First off, I’m going to entirely ignore Gayle Rosenwald Smith’s article entitled “The Wife-Beater” to geek out about the picture left at the end depicting Marlon Brando in “A Streetcar Named Desire”. Being a self-proclaimed classic movie buff, I can’t help but love it when I see a masterpiece like “A Streetcar Named Desire” referenced, regardless of whether it is in a good or bad way, in an unrelated topic.
Now, moving on to the real topic at hand, I had a big problem with the foundation of her article. Yes, while I do concede that it is commonplace to call the particular type of shirt a “Wife-beater”, the actual name is called and “A-shirt”, feel free to open up an adjacent tab and Google that.
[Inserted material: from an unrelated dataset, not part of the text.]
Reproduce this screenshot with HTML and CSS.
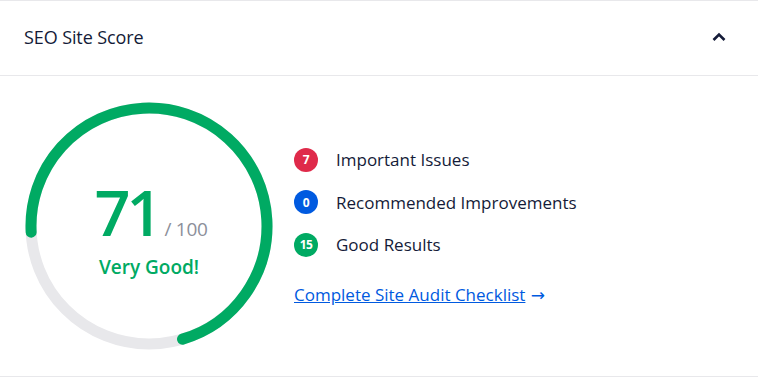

If she really had that big of a problem with its title, you would think she make this a persuasive paper with a call to action for its reform in name.
Finally, now that all that is off my chest I can actually bring up what I enjoyed about the article. Smith had some very good points in her article. To bring up the fact that the term “Wife-beater” has become so well used that it has found its way into the lexicon that is The Oxford Dictionary is beyond me. I am aware that language is a very plastic, malleable object, but to here that an objectified, slang phrase has become a regular part of speech is abhorrent. It makes me fear for the moment when our language takes a turn towards the purely phonetic; something that has only ever been publicly discussed in H. G. Wells’ “The Time Machine.” So much for me enjoying it, huh?